Instructions to follow - Exactly repeat all the records below, omitting the images they hold.

Given data -
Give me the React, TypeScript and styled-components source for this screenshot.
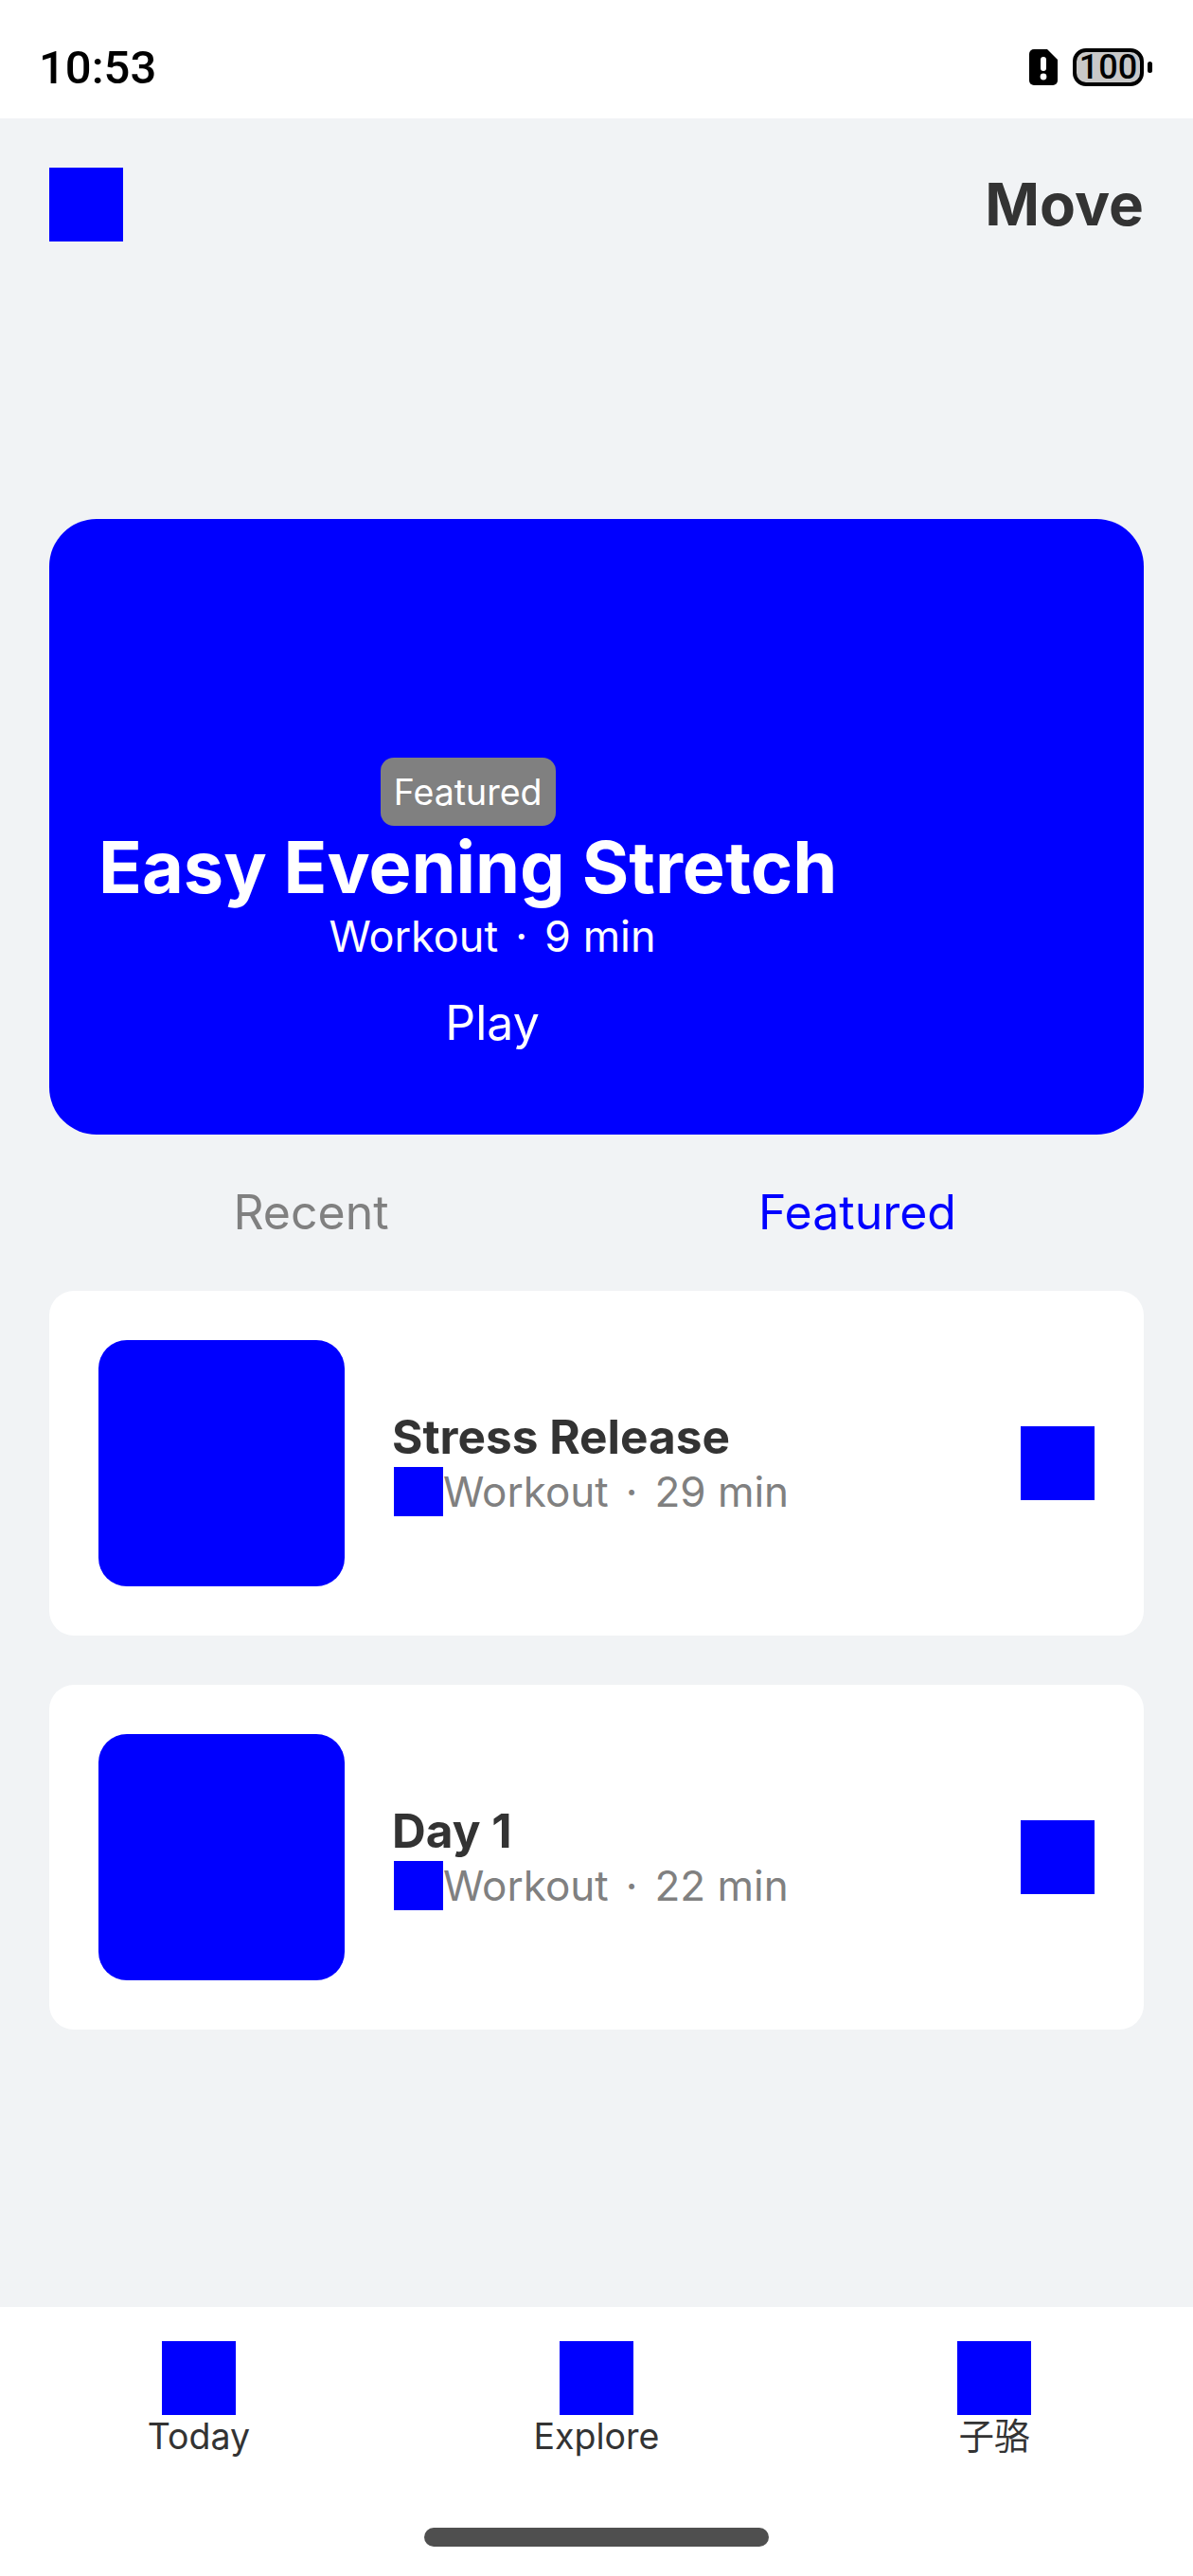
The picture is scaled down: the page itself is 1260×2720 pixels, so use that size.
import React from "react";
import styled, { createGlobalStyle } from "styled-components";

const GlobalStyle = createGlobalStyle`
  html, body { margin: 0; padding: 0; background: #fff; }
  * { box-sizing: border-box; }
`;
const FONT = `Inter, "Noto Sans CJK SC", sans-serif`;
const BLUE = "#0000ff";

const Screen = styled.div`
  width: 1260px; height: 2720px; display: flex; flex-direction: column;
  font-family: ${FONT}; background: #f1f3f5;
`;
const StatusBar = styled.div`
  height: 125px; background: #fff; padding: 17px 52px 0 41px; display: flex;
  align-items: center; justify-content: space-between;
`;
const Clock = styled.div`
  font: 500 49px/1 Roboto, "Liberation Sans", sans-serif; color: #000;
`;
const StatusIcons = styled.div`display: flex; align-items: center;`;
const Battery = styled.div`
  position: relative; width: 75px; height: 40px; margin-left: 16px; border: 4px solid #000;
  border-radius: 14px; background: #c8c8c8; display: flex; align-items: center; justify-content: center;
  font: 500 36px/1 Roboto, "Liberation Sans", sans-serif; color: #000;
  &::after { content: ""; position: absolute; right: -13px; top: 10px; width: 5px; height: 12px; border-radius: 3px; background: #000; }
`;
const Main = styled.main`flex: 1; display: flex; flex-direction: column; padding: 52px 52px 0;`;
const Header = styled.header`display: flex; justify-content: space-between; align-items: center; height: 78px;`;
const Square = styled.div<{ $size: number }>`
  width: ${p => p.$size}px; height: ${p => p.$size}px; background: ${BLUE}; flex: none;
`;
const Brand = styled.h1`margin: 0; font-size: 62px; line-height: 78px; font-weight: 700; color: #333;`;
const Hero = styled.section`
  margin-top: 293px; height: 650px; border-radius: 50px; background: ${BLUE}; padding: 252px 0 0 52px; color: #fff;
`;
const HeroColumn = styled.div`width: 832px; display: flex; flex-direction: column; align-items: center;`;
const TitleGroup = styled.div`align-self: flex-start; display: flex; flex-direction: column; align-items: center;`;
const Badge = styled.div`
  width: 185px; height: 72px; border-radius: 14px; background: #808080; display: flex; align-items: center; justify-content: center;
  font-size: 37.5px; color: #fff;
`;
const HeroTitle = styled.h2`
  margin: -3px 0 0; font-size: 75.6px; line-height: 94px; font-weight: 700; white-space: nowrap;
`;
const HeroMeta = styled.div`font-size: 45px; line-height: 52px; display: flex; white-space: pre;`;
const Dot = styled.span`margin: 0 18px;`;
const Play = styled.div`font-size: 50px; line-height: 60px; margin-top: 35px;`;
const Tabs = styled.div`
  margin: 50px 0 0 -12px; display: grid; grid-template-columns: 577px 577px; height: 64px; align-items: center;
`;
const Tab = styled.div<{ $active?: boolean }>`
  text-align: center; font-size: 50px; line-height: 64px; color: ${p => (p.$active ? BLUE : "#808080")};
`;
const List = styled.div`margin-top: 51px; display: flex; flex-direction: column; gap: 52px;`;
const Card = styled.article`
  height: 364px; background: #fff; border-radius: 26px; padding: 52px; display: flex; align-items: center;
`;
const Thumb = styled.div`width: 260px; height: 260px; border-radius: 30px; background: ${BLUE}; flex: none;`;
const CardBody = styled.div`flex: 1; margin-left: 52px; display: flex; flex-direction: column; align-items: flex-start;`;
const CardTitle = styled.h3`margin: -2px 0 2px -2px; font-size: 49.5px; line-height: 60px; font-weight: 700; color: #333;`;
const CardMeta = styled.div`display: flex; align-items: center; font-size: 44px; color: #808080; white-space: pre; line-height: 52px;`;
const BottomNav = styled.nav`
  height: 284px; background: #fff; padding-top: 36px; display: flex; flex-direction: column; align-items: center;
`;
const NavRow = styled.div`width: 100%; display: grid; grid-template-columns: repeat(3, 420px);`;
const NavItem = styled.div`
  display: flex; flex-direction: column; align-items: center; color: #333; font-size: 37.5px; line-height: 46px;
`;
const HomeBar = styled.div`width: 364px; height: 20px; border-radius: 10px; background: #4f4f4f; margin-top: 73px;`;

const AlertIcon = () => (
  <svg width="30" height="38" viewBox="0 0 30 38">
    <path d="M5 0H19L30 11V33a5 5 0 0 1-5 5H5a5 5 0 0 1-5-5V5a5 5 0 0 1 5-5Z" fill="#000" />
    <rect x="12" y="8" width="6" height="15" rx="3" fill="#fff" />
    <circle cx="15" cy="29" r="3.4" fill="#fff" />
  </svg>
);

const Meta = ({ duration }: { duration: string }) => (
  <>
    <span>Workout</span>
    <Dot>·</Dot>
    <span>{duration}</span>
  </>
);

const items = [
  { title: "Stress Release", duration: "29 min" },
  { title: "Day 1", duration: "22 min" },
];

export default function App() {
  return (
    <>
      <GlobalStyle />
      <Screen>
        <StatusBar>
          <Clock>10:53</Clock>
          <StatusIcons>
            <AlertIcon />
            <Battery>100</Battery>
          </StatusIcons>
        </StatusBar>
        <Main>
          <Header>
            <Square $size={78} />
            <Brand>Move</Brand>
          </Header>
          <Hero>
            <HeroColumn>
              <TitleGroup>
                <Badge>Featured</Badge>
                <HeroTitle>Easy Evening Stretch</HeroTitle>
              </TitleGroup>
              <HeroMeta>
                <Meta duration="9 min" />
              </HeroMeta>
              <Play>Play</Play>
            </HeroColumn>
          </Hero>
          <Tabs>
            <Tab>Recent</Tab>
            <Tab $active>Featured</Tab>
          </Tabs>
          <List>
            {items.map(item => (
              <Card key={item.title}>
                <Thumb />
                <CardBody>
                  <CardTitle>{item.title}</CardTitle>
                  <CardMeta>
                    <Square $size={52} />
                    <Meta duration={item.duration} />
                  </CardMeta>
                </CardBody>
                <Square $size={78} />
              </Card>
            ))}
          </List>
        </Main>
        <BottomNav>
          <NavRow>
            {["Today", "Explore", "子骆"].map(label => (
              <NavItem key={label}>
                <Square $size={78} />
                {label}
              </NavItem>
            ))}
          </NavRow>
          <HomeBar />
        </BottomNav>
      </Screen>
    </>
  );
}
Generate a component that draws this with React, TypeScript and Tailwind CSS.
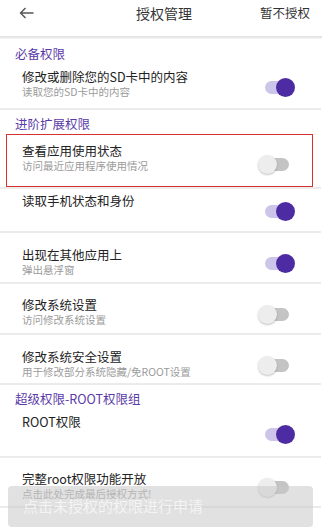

Task output -
Give me the React, TypeScript and styled-components source for this screenshot.
The picture is scaled down: the page itself is 1260×2720 pixels, so use that size.
import React from "react";
import styled, { createGlobalStyle } from "styled-components";

const GlobalStyle = createGlobalStyle`
  html, body { margin: 0; padding: 0; background: #fff; }
  * { box-sizing: border-box; }
`;
const FONT = `Inter, "Noto Sans CJK SC", sans-serif`;
const BLUE = "#0000ff";

const Screen = styled.div`
  width: 1260px; height: 2720px; display: flex; flex-direction: column;
  font-family: ${FONT}; background: #f1f3f5;
`;
const StatusBar = styled.div`
  height: 125px; background: #fff; padding: 17px 52px 0 41px; display: flex;
  align-items: center; justify-content: space-between;
`;
const Clock = styled.div`
  font: 500 49px/1 Roboto, "Liberation Sans", sans-serif; color: #000;
`;
const StatusIcons = styled.div`display: flex; align-items: center;`;
const Battery = styled.div`
  position: relative; width: 75px; height: 40px; margin-left: 16px; border: 4px solid #000;
  border-radius: 14px; background: #c8c8c8; display: flex; align-items: center; justify-content: center;
  font: 500 36px/1 Roboto, "Liberation Sans", sans-serif; color: #000;
  &::after { content: ""; position: absolute; right: -13px; top: 10px; width: 5px; height: 12px; border-radius: 3px; background: #000; }
`;
const Main = styled.main`flex: 1; display: flex; flex-direction: column; padding: 52px 52px 0;`;
const Header = styled.header`display: flex; justify-content: space-between; align-items: center; height: 78px;`;
const Square = styled.div<{ $size: number }>`
  width: ${p => p.$size}px; height: ${p => p.$size}px; background: ${BLUE}; flex: none;
`;
const Brand = styled.h1`margin: 0; font-size: 62px; line-height: 78px; font-weight: 700; color: #333;`;
const Hero = styled.section`
  margin-top: 293px; height: 650px; border-radius: 50px; background: ${BLUE}; padding: 252px 0 0 52px; color: #fff;
`;
const HeroColumn = styled.div`width: 832px; display: flex; flex-direction: column; align-items: center;`;
const TitleGroup = styled.div`align-self: flex-start; display: flex; flex-direction: column; align-items: center;`;
const Badge = styled.div`
  width: 185px; height: 72px; border-radius: 14px; background: #808080; display: flex; align-items: center; justify-content: center;
  font-size: 37.5px; color: #fff;
`;
const HeroTitle = styled.h2`
  margin: -3px 0 0; font-size: 75.6px; line-height: 94px; font-weight: 700; white-space: nowrap;
`;
const HeroMeta = styled.div`font-size: 45px; line-height: 52px; display: flex; white-space: pre;`;
const Dot = styled.span`margin: 0 18px;`;
const Play = styled.div`font-size: 50px; line-height: 60px; margin-top: 35px;`;
const Tabs = styled.div`
  margin: 50px 0 0 -12px; display: grid; grid-template-columns: 577px 577px; height: 64px; align-items: center;
`;
const Tab = styled.div<{ $active?: boolean }>`
  text-align: center; font-size: 50px; line-height: 64px; color: ${p => (p.$active ? BLUE : "#808080")};
`;
const List = styled.div`margin-top: 51px; display: flex; flex-direction: column; gap: 52px;`;
const Card = styled.article`
  height: 364px; background: #fff; border-radius: 26px; padding: 52px; display: flex; align-items: center;
`;
const Thumb = styled.div`width: 260px; height: 260px; border-radius: 30px; background: ${BLUE}; flex: none;`;
const CardBody = styled.div`flex: 1; margin-left: 52px; display: flex; flex-direction: column; align-items: flex-start;`;
const CardTitle = styled.h3`margin: -2px 0 2px -2px; font-size: 49.5px; line-height: 60px; font-weight: 700; color: #333;`;
const CardMeta = styled.div`display: flex; align-items: center; font-size: 44px; color: #808080; white-space: pre; line-height: 52px;`;
const BottomNav = styled.nav`
  height: 284px; background: #fff; padding-top: 36px; display: flex; flex-direction: column; align-items: center;
`;
const NavRow = styled.div`width: 100%; display: grid; grid-template-columns: repeat(3, 420px);`;
const NavItem = styled.div`
  display: flex; flex-direction: column; align-items: center; color: #333; font-size: 37.5px; line-height: 46px;
`;
const HomeBar = styled.div`width: 364px; height: 20px; border-radius: 10px; background: #4f4f4f; margin-top: 73px;`;

const AlertIcon = () => (
  <svg width="30" height="38" viewBox="0 0 30 38">
    <path d="M5 0H19L30 11V33a5 5 0 0 1-5 5H5a5 5 0 0 1-5-5V5a5 5 0 0 1 5-5Z" fill="#000" />
    <rect x="12" y="8" width="6" height="15" rx="3" fill="#fff" />
    <circle cx="15" cy="29" r="3.4" fill="#fff" />
  </svg>
);

const Meta = ({ duration }: { duration: string }) => (
  <>
    <span>Workout</span>
    <Dot>·</Dot>
    <span>{duration}</span>
  </>
);

const items = [
  { title: "Stress Release", duration: "29 min" },
  { title: "Day 1", duration: "22 min" },
];

export default function App() {
  return (
    <>
      <GlobalStyle />
      <Screen>
        <StatusBar>
          <Clock>10:53</Clock>
          <StatusIcons>
            <AlertIcon />
            <Battery>100</Battery>
          </StatusIcons>
        </StatusBar>
        <Main>
          <Header>
            <Square $size={78} />
            <Brand>Move</Brand>
          </Header>
          <Hero>
            <HeroColumn>
              <TitleGroup>
                <Badge>Featured</Badge>
                <HeroTitle>Easy Evening Stretch</HeroTitle>
              </TitleGroup>
              <HeroMeta>
                <Meta duration="9 min" />
              </HeroMeta>
              <Play>Play</Play>
            </HeroColumn>
          </Hero>
          <Tabs>
            <Tab>Recent</Tab>
            <Tab $active>Featured</Tab>
          </Tabs>
          <List>
            {items.map(item => (
              <Card key={item.title}>
                <Thumb />
                <CardBody>
                  <CardTitle>{item.title}</CardTitle>
                  <CardMeta>
                    <Square $size={52} />
                    <Meta duration={item.duration} />
                  </CardMeta>
                </CardBody>
                <Square $size={78} />
              </Card>
            ))}
          </List>
        </Main>
        <BottomNav>
          <NavRow>
            {["Today", "Explore", "子骆"].map(label => (
              <NavItem key={label}>
                <Square $size={78} />
                {label}
              </NavItem>
            ))}
          </NavRow>
          <HomeBar />
        </BottomNav>
      </Screen>
    </>
  );
}
Generate a component that draws this with React, TypeScript and Tailwind CSS.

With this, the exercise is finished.